** BRIEF **
From the first line of the listing below to the line with "5px 8px -1px", print each line exactly, and nothing more. Leave out the pictures.

— Begin COLLECTED DATA —

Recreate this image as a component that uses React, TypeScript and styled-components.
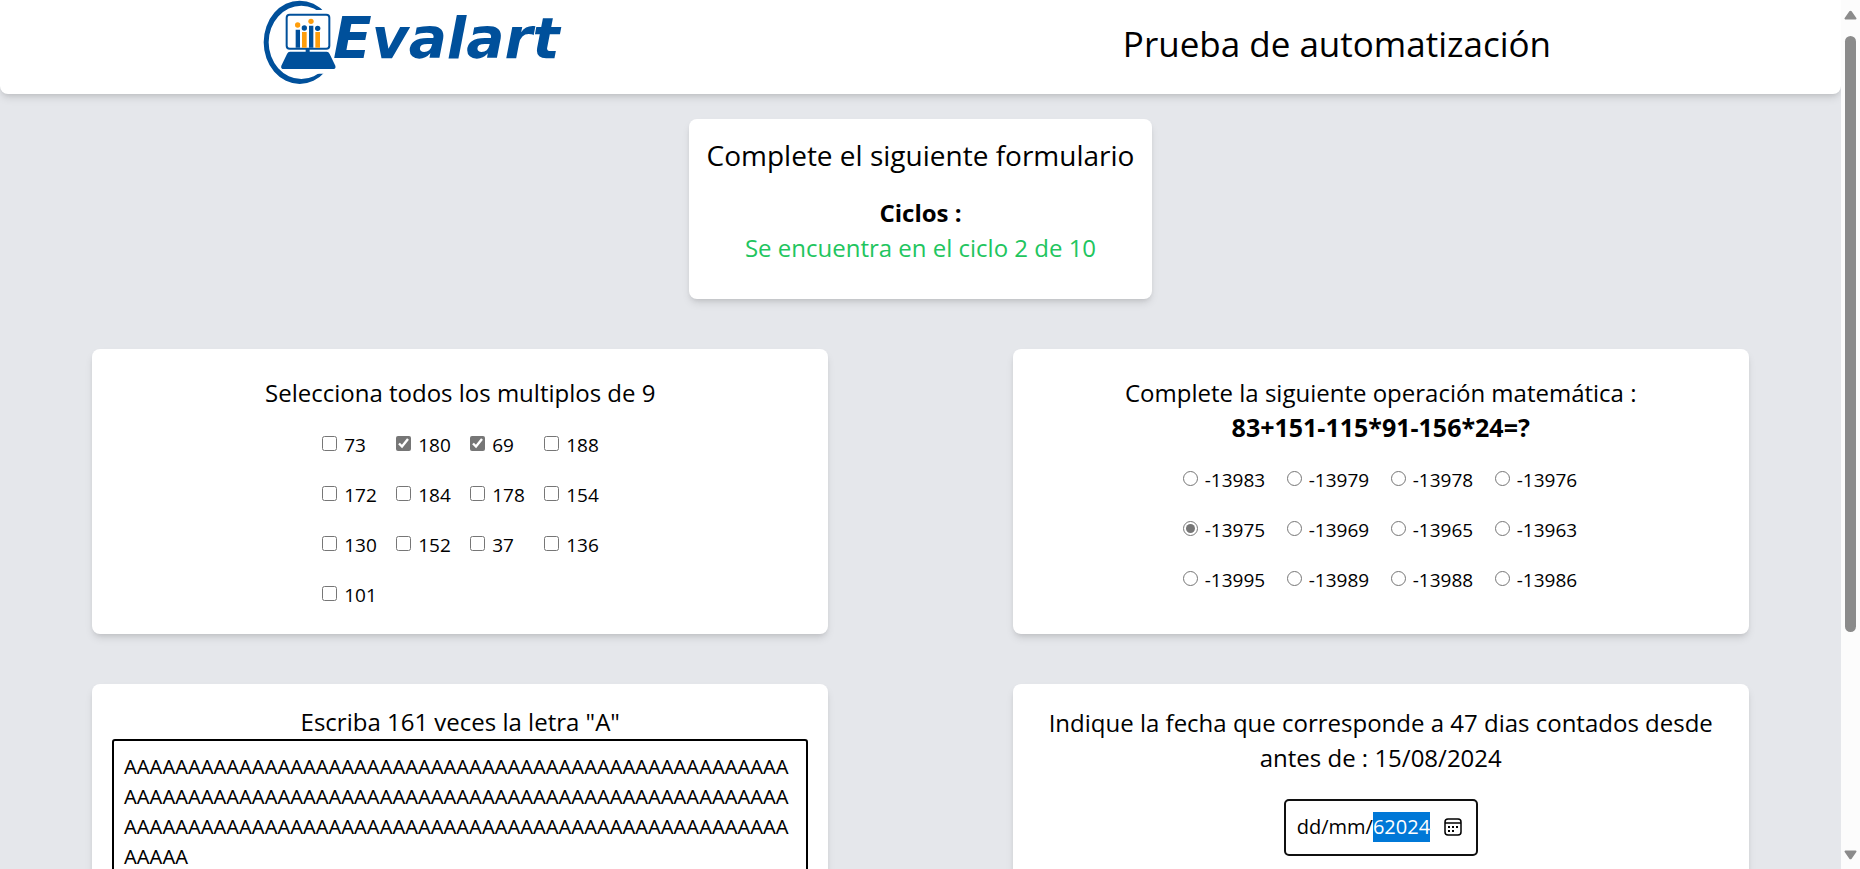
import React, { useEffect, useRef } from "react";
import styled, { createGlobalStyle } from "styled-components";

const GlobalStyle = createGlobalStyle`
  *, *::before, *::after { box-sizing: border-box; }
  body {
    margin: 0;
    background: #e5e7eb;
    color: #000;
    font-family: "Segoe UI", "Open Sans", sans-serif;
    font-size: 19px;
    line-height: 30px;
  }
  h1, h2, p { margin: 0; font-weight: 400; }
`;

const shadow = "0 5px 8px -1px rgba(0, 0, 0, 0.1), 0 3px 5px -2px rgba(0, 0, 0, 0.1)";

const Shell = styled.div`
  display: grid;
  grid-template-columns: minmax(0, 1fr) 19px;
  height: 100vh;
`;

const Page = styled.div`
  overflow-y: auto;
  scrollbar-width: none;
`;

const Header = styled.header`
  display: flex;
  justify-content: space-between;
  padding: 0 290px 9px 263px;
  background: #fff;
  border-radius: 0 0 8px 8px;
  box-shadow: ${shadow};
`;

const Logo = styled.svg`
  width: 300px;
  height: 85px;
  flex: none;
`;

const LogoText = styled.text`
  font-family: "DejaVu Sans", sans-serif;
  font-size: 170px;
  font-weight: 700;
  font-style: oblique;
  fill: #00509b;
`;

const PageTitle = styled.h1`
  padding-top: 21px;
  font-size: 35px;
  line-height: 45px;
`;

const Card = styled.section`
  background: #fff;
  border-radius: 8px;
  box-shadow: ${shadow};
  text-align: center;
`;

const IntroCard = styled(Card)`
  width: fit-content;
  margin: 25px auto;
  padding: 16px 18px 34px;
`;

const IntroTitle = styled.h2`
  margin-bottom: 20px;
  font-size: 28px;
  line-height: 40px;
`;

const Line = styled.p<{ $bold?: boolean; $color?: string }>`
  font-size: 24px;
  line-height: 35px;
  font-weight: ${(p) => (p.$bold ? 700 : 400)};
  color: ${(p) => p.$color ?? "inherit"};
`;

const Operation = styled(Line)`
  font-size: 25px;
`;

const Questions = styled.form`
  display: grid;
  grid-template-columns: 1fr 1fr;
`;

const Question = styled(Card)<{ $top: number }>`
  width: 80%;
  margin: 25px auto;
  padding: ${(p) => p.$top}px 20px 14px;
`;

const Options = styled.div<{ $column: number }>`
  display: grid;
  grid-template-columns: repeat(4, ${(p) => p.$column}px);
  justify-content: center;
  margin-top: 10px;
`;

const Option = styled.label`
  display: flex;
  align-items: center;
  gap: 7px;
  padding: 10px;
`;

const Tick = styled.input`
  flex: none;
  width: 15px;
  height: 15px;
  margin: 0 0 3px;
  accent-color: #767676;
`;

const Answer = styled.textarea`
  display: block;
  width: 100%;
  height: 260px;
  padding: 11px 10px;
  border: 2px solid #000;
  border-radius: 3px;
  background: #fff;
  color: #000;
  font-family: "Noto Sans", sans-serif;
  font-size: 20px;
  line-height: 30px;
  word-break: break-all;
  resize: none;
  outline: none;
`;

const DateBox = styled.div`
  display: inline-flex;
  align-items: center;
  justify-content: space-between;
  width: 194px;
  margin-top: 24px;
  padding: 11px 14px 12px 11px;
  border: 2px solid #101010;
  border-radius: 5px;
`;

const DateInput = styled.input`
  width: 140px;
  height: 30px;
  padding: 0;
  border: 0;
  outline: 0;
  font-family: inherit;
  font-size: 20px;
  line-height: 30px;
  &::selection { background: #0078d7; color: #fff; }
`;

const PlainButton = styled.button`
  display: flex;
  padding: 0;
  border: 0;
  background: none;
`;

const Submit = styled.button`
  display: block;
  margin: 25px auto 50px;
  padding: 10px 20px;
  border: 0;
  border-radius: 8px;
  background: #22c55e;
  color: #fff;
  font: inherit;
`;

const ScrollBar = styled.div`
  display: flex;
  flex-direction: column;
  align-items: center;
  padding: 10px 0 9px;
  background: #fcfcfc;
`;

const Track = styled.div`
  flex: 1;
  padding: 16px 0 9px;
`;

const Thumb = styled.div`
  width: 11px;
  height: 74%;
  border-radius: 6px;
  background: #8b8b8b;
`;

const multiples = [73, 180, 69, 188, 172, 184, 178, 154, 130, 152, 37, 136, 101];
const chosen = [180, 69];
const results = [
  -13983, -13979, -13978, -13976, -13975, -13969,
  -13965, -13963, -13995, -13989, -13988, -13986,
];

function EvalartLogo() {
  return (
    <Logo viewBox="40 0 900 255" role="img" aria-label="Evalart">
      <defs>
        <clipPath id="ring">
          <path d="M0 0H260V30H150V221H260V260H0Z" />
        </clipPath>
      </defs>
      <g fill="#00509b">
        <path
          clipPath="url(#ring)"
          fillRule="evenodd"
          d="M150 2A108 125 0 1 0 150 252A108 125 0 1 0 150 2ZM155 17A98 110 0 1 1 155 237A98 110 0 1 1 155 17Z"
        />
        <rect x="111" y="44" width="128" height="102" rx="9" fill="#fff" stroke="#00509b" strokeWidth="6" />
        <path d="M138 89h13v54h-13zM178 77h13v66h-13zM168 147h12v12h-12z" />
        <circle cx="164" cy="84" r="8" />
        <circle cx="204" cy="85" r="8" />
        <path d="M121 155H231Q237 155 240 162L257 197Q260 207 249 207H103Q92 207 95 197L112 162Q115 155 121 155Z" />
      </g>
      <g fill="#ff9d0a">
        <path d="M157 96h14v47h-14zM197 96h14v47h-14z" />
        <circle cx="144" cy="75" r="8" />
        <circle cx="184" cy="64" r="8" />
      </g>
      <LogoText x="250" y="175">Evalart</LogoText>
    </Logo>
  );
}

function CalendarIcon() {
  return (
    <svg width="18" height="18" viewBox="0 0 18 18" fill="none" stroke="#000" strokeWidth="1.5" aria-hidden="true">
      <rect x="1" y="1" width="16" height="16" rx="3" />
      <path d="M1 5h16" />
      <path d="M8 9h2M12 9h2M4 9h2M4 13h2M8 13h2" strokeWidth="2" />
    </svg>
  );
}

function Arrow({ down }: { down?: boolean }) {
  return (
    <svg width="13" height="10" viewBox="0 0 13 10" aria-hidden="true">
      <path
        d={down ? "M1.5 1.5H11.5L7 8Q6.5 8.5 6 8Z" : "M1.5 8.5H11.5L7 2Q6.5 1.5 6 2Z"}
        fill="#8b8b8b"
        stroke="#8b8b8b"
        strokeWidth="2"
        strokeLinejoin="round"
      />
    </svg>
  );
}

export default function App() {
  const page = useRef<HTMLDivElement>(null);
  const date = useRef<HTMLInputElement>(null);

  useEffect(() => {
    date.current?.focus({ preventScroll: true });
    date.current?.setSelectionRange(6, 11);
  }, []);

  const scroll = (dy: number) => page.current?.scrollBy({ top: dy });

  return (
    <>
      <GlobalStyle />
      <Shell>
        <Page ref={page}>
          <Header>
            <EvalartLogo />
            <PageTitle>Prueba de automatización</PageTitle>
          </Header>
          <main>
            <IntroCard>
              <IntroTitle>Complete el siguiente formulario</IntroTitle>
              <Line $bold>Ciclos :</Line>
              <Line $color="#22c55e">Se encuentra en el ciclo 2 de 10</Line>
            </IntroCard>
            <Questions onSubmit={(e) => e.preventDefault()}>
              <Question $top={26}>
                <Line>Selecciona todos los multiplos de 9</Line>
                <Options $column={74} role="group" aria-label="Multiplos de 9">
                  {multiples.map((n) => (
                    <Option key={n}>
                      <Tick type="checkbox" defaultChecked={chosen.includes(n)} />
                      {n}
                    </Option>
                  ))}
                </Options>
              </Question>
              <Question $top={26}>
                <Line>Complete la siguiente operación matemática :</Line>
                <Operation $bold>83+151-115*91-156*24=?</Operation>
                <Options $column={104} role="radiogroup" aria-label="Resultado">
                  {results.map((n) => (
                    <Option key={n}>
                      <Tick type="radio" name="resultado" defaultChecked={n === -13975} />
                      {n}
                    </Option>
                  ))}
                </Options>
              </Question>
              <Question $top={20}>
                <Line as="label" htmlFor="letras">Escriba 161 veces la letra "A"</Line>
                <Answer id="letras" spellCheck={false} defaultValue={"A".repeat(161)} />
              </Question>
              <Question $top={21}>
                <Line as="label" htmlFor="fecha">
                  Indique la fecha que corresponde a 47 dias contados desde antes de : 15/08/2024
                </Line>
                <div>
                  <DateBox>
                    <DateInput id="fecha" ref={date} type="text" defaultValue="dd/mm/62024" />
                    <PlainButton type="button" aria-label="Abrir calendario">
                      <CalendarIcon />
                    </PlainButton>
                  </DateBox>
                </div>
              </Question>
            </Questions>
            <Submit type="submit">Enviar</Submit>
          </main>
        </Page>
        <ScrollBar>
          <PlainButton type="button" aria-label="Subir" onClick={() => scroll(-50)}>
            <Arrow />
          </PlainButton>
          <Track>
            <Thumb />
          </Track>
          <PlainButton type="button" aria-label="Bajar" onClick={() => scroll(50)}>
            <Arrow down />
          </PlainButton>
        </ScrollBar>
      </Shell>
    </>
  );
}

— End COLLECTED DATA —

** TASK RESPONSE **
Recreate this image as a component that uses React, TypeScript and styled-components.
import React, { useEffect, useRef } from "react";
import styled, { createGlobalStyle } from "styled-components";

const GlobalStyle = createGlobalStyle`
  *, *::before, *::after { box-sizing: border-box; }
  body {
    margin: 0;
    background: #e5e7eb;
    color: #000;
    font-family: "Segoe UI", "Open Sans", sans-serif;
    font-size: 19px;
    line-height: 30px;
  }
  h1, h2, p { margin: 0; font-weight: 400; }
`;

const shadow = "0 5px 8px -1px rgba(0, 0, 0, 0.1), 0 3px 5px -2px rgba(0, 0, 0, 0.1)";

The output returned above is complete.